Tuhan YHWH melalui mulut nabi Hagai mengecam perilaku bangsa Israel di zamannya yang membiarkan Bait Suci yang rusak dan roboh saat mereka pulang dari pembuangan namun mereka begitu "menyibukkan diri dengan urusan mereka sendiri" (ואתם רצים אישׁ לביתו - we atem ratzim ish lebeto – dan setiap dari kalian  berlarian ke rumahnya, Hag 1:9). Mereka dapat membangun dan mendiami rumah yang dipapani dengan baik namun Rumah Tuhan alias Bait Suci tetap menjadi "reruntuhan" (חרב - harev - Hag 1:4).
Karena sibuk dengan urusan sendiri dan melalaikan yang utama, maka hasil yang diperoleh adalah, "Kamu menabur banyak, tetapi membawa pulang hasil sedikit  kamu makan, tetapi tidak sampai kenyang;  kamu minum, tetapi tidak sampai puas;  kamu berpakaian, tetapi badanmu tidak sampai panas; dan orang yang bekerja untuk upah,  ia bekerja untuk upah yang ditaruh dalam pundi-pundi yang berlobang!"(Hag 1:4).
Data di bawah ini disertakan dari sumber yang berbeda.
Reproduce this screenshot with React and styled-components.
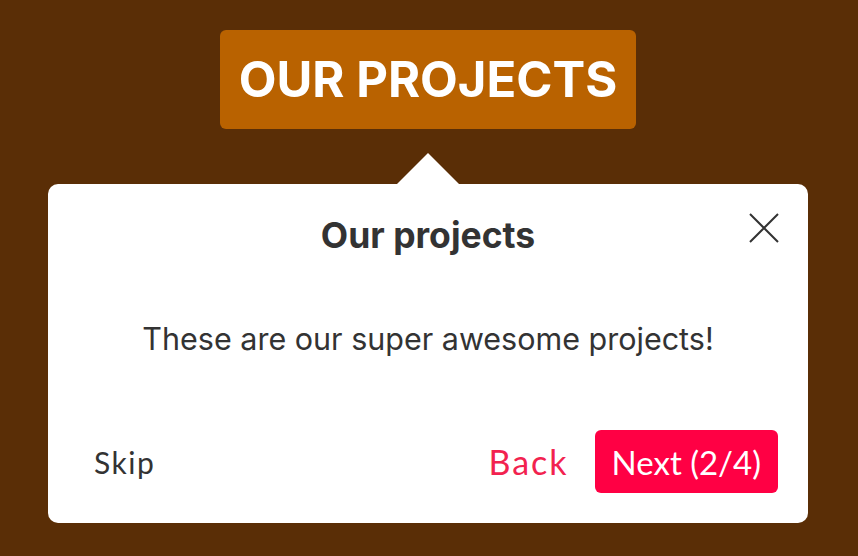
import React from "react";
import styled, { createGlobalStyle } from "styled-components";

const Global = createGlobalStyle`
	html, body {
		margin: 0;
		padding: 0;
		background: #5a2e06;
	}
	* {
		box-sizing: border-box;
	}
`;

export default function App() {
	return (
		<Page>
			<Global />
			<Banner>OUR PROJECTS</Banner>
			<Tooltip>
				<Close aria-label="Close">
					<svg width="30" height="30" viewBox="0 0 30 30">
						<path d="M1 1 L29 29 M29 1 L1 29" stroke="#333" strokeWidth="2" />
					</svg>
				</Close>
				<Title>Our projects</Title>
				<Body>These are our super awesome projects!</Body>
				<Footer>
					<TextButton>Skip</TextButton>
					<Actions>
						<TextButton accent>Back</TextButton>
						<PrimaryButton>Next (2/4)</PrimaryButton>
					</Actions>
				</Footer>
			</Tooltip>
		</Page>
	);
}

const Page = styled.div`
	height: 556px;
	display: flex;
	flex-direction: column;
	align-items: center;
	padding-top: 30px;
	padding-right: 2px;
`;

const Banner = styled.div`
	width: 416px;
	height: 99px;
	display: flex;
	align-items: center;
	justify-content: center;
	background: #b96200;
	border-radius: 6px;
	color: #fff;
	font-family: Inter, sans-serif;
	font-weight: 700;
	font-size: 49px;
`;

const Tooltip = styled.div`
	position: relative;
	margin-top: 55px;
	width: 760px;
	height: 339px;
	background: #fff;
	border-radius: 10px;
	display: flex;
	flex-direction: column;
	align-items: center;
	padding: 30px 30px 30px 30px;

	&::before {
		content: "";
		position: absolute;
		top: -31px;
		left: 348px;
		border-left: 32px solid transparent;
		border-right: 32px solid transparent;
		border-bottom: 32px solid #fff;
	}
`;

const Close = styled.button`
	position: absolute;
	top: 29px;
	right: 29px;
	width: 30px;
	height: 30px;
	padding: 0;
	border: 0;
	background: none;
	cursor: pointer;
	display: flex;
`;

const Title = styled.div`
	font-family: Inter, sans-serif;
	font-weight: 700;
	font-size: 35.5px;
	line-height: 44px;
	color: #333;
`;

const Body = styled.div`
	margin-top: 57px;
	font-family: Inter, sans-serif;
	font-size: 30.5px;
	line-height: 48px;
	color: #333;
`;

const Footer = styled.div`
	margin-top: auto;
	width: 100%;
	display: flex;
	align-items: center;
	justify-content: space-between;
	padding-left: 16px;
`;

const Actions = styled.div`
	display: flex;
	align-items: center;
	gap: 26px;
`;

const TextButton = styled.button`
	border: 0;
	background: none;
	padding: 0;
	font-family: Lato, sans-serif;
	font-size: ${({ accent }) => (accent ? "34px" : "30px")};
	letter-spacing: ${({ accent }) => (accent ? "2px" : "1.5px")};
	color: ${({ accent }) => (accent ? "#f2224f" : "#333")};
	cursor: pointer;
`;

const PrimaryButton = styled.button`
	height: 63px;
	border: 0;
	border-radius: 6px;
	background: #ff0044;
	color: #fff;
	padding: 0 17px;
	font-family: Lato, sans-serif;
	font-size: 33px;
	cursor: pointer;
`;
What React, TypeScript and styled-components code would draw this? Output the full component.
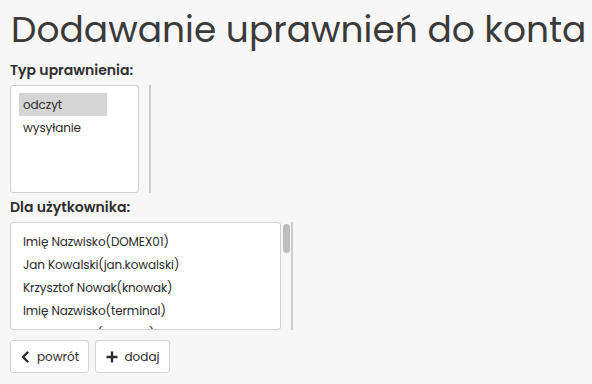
import React, { FC } from "react";
import styled, { createGlobalStyle } from "styled-components";

const GlobalStyles = createGlobalStyle`
html, body {
    margin: 0;
    padding: 0;
    background: #f7f7f7;
}
body {
    font-family: Poppins, Inter, "Noto Sans", sans-serif;
    color: #333;
}
`;

const Page = styled.div`
    padding: 0 10px;
`;

const Title = styled.h1`
    margin: 0 0 0 1px;
    padding-top: 7px;
    font-size: 36px;
    line-height: 46px;
    font-weight: 400;
    color: #3a3a3a;
    white-space: nowrap;
`;

const Label = styled.div<{ $gap: number }>`
    margin-top: ${(p) => p.$gap}px;
    font-size: 14px;
    line-height: 18px;
    font-weight: 600;
    color: #2e2e2e;
`;

const ListWrap = styled.div`
    display: flex;
    margin-top: 6px;
    height: 108px;
`;

const ListBox = styled.div<{ $width: number }>`
    width: ${(p) => p.$width}px;
    box-sizing: border-box;
    background: #fff;
    border: 1px solid #cfcfcf;
    border-radius: 3px;
    padding: 7px 8px;
    overflow: hidden;
`;

const Gutter = styled.div`
    position: relative;
    width: 10px;
    border-right: 2px solid #cdcdcd;
`;

const Thumb = styled.div`
    position: absolute;
    left: 2px;
    top: 2px;
    width: 7px;
    height: 29px;
    border-radius: 4px;
    background: #bdbdbd;
`;

const Option = styled.div<{ $selected?: boolean }>`
    width: 88px;
    height: 23px;
    line-height: 23px;
    padding-left: 4px;
    box-sizing: border-box;
    white-space: nowrap;
    font-size: 12px;
    letter-spacing: -0.1px;
    color: #2b2b2b;
    background: ${(p) => (p.$selected ? "#d5d5d5" : "transparent")};
`;

const Buttons = styled.div`
    display: flex;
    gap: 6px;
    margin-top: 10px;
`;

const Button = styled.button<{ $width: number }>`
    display: flex;
    align-items: center;
    justify-content: center;
    gap: 7px;
    width: ${(p) => p.$width}px;
    height: 33px;
    padding: 0;
    background: #fff;
    border: 1px solid #d4d4d4;
    border-radius: 3px;
    font-family: inherit;
    font-size: 12px;
    color: #2b2b2b;
    svg {
        display: block;
    }
`;

const users = [
    "Imię Nazwisko(DOMEX01)",
    "Jan Kowalski(jan.kowalski)",
    "Krzysztof Nowak(knowak)",
    "Imię Nazwisko(terminal)",
    "Anna Nowak(anowak)",
];

const App: FC = () => {
    return (
        <>
            <GlobalStyles />
            <Page>
                <Title>Dodawanie uprawnień do konta</Title>

                <Label $gap={8}>Typ uprawnienia:</Label>
                <ListWrap>
                    <ListBox $width={129}>
                        <Option $selected>odczyt</Option>
                        <Option>wysyłanie</Option>
                    </ListBox>
                    <Gutter />
                </ListWrap>

                <Label $gap={5}>Dla użytkownika:</Label>
                <ListWrap>
                    <ListBox $width={271}>
                        {users.map((u) => (
                            <Option key={u}>{u}</Option>
                        ))}
                    </ListBox>
                    <Gutter>
                        <Thumb />
                    </Gutter>
                </ListWrap>

                <Buttons>
                    <Button $width={79}>
                        <svg width="10" height="12" viewBox="0 0 10 12">
                            <path d="M7.5 1.5 L3 6 L7.5 10.5" fill="none" stroke="#2b2b2b" strokeWidth="2.4" strokeLinecap="round" strokeLinejoin="round" />
                        </svg>
                        powrót
                    </Button>
                    <Button $width={75}>
                        <svg width="12" height="12" viewBox="0 0 12 12">
                            <path d="M6 0.5 V11.5 M0.5 6 H11.5" fill="none" stroke="#2b2b2b" strokeWidth="2.4" />
                        </svg>
                        dodaj
                    </Button>
                </Buttons>
            </Page>
        </>
    );
};

export default App;
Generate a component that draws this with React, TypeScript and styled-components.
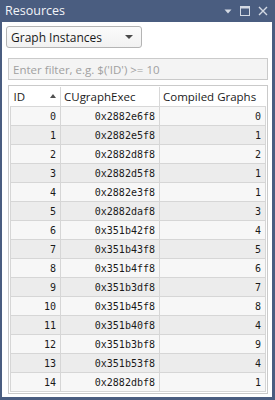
import React from "react";
import styled, { createGlobalStyle } from "styled-components";

const GlobalStyle = createGlobalStyle`
  html, body {
    margin: 0;
    padding: 0;
    width: 275px;
    height: 400px;
    overflow: hidden;
  }
  body {
    font-family: "Open Sans", "Noto Sans", sans-serif;
  }
`;

const rows: [number, string, number][] = [
  [0, "0x2882e6f8", 0],
  [1, "0x2882e5f8", 1],
  [2, "0x2882d8f8", 2],
  [3, "0x2882d5f8", 1],
  [4, "0x2882e3f8", 1],
  [5, "0x2882daf8", 3],
  [6, "0x351b42f8", 4],
  [7, "0x351b43f8", 5],
  [8, "0x351b4ff8", 6],
  [9, "0x351b3df8", 7],
  [10, "0x351b45f8", 8],
  [11, "0x351b40f8", 4],
  [12, "0x351b3bf8", 9],
  [13, "0x351b53f8", 4],
  [14, "0x2882dbf8", 1],
];

const Panel = styled.div`
  width: 275px;
  height: 400px;
  box-sizing: border-box;
  background: #4a5d80;
  padding: 0 3px 3px 2px;
  display: flex;
  flex-direction: column;
`;

const TitleBar = styled.div`
  height: 22px;
  display: flex;
  align-items: center;
  padding: 0 4px 0 3px;
  color: #f2f4f8;
  font-size: 12.5px;
`;

const Title = styled.span`
  flex: 1;
  margin-top: -1px;
`;

const TitleIcons = styled.div`
  display: flex;
  align-items: center;
  gap: 8px;
`;

const Body = styled.div`
  flex: 1;
  background: #ffffff;
  display: flex;
  flex-direction: column;
  padding: 4px 4px 3px 6px;
  min-height: 0;
`;

const Dropdown = styled.div`
  width: 136px;
  height: 22px;
  box-sizing: border-box;
  margin-left: -2px;
  border: 1px solid #b4b4b4;
  border-radius: 3px;
  background: linear-gradient(#fbfbfb, #f1f1f1);
  display: flex;
  align-items: center;
  justify-content: space-between;
  padding: 0 8px 0 4px;
  font-size: 12px;
  color: #1a1a1a;
`;

const Caret = styled.span`
  width: 0;
  height: 0;
  border-left: 4px solid transparent;
  border-right: 4px solid transparent;
  border-top: 4px solid #4a4a4a;
`;

const Filter = styled.div`
  margin-top: 10px;
  height: 22px;
  box-sizing: border-box;
  border: 1px solid #cacaca;
  background: #f4f4f4;
  display: flex;
  align-items: center;
  padding: 0 4px;
  font-size: 11.5px;
  color: #a0a0a0;
`;

const GridBox = styled.div`
  margin-top: 5px;
  flex: 1;
  border: 1px solid #cacaca;
  padding: 1px 3px 0 1px;
  min-height: 0;
  overflow: hidden;
`;

const Table = styled.table`
  border-collapse: collapse;
  width: 255px;
  table-layout: fixed;
`;

const Col = styled.col<{ $w: number }>`
  width: ${(p) => p.$w}px;
`;

const HeadCell = styled.th`
  height: 19px;
  padding: 0 3px;
  text-align: left;
  font-weight: normal;
  font-size: 11.5px;
  color: #1a1a1a;
  background: #ffffff;
  border-left: 1px solid #d8d8d8;
  border-bottom: 1px solid #d8d8d8;
  position: relative;
  white-space: nowrap;
  overflow: hidden;
  &:first-child {
    border-left: none;
  }
`;

const SortArrow = styled.span`
  position: absolute;
  right: 4px;
  top: 7px;
  width: 0;
  height: 0;
  border-left: 3.5px solid transparent;
  border-right: 3.5px solid transparent;
  border-bottom: 4px solid #505050;
`;

const Row = styled.tr<{ $odd: boolean }>`
  background: ${(p) => (p.$odd ? "#ececec" : "#f7f7f7")};
`;

const Cell = styled.td`
  height: 18px;
  padding: 0 4px 0 0;
  text-align: right;
  font-family: "DejaVu Sans Mono", "Liberation Mono", monospace;
  font-size: 10px;
  color: #1a1a1a;
  border: 1px solid #d6d6d6;
`;

const App = () => (
  <>
    <GlobalStyle />
    <Panel>
      <TitleBar>
        <Title>Resources</Title>
        <TitleIcons>
          <svg width="8" height="5" viewBox="0 0 8 5">
            <path d="M0.5 0.5 L7.5 0.5 L4 4.5 Z" fill="#d3d9e3" />
          </svg>
          <svg width="10" height="10" viewBox="0 0 10 10">
            <rect x="0.5" y="0.5" width="9" height="9" fill="none" stroke="#d3d9e3" />
            <rect x="0.5" y="0.5" width="9" height="2" fill="#d3d9e3" />
          </svg>
          <svg width="10" height="10" viewBox="0 0 10 10">
            <path d="M1 1 L9 9 M9 1 L1 9" stroke="#d3d9e3" strokeWidth="1.4" />
          </svg>
        </TitleIcons>
      </TitleBar>
      <Body>
        <Dropdown>
          <span>Graph Instances</span>
          <Caret />
        </Dropdown>
        <Filter>Enter filter, e.g. $('ID') &gt;= 10</Filter>
        <GridBox>
          <Table>
            <colgroup>
              <Col $w={50} />
              <Col $w={99} />
              <Col $w={106} />
            </colgroup>
            <thead>
              <tr>
                <HeadCell>
                  ID
                  <SortArrow />
                </HeadCell>
                <HeadCell>CUgraphExec</HeadCell>
                <HeadCell>Compiled Graphs</HeadCell>
              </tr>
            </thead>
            <tbody>
              {rows.map(([id, exec, count]) => (
                <Row key={id} $odd={id % 2 === 1}>
                  <Cell>{id}</Cell>
                  <Cell>{exec}</Cell>
                  <Cell>{count}</Cell>
                </Row>
              ))}
            </tbody>
          </Table>
        </GridBox>
      </Body>
    </Panel>
  </>
);

export default App;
Apakah saat ini kita mengalami situasi, משׂתכר אל־צרור נקוב - mistaker el tseror naquv (upah yang ditaruh dipundi yang berlubang)? Inilah saatnya untuk berubah dan memulai kembali yang baru.
Seperti Bangsa Israel melalui raja Zerubabel ben Sealtiel yang mengambil komitmen untuk merespon apa yang disabdakan Tuhan YHWH, "Jadi naiklah ke gunung, bawalah kayu dan bangunlah Rumah itu; maka Aku akan berkenan kepadanya dan akan menyatakan kemuliaan-Ku  di situ, firman YHWH" (Hag 1:8). Jika kita mengubah pikiran dan tindakan kita dari yang berorientasi pada diri sendiri dan semua kebutuhan serta kepentingan kita pribadi dan mengutamakan Tuhan  dan kepentingan-Nya maka kita akan mendapatkan situasi dimana, וארצה־בו ואכבד - weertseh bo weekaved (Aku akan berkenan kepadanya dan akan menyatakan kemuliaan-Ku  di situ)
Firman Tuhan mengingatkan kita agar mengasihi Tuhan YHWH terlebih dahulu (Ul 6:5) untuk kemudian mengasihi sesama (Im 19:18). Yesus Sang Mesiaspun mengajarkan agar kita “mencari Kerajaan Tuhan terlebih dahulu” (Mat 6:33) yang artinya utamakan apa yang menjadi hak Tuhan. Yesus juga bersabda dengan mengutip Ulangan 8:3 bahwa, "Manusia hidup bukan dari roti saja, tetapi dari setiap firman yang keluar dari mulut Tuhan". Artinya, manusia bukan hanya memfokuskan hidupnya memenuhi kebutuhan material belaka namun harus memberikan perhatian terhadap nilai-nilai kekekalan dalam sikap mengutamakan Tuhan dan perintah-perintah-Nya yang harus diterjemahkan dalam bentuk kesalehan individual (beribadah) dan kesalehan sosial (berbuat kebajikan terhadap sesama).
Jika kita tidak ingin berkat-berkat kita ditaruh di pundi yang berlubang (Hag 1:6), utamakanlah Tuhan dalam berbagai kesempatan sebelum melakukan apa yang menjadi urusan kita.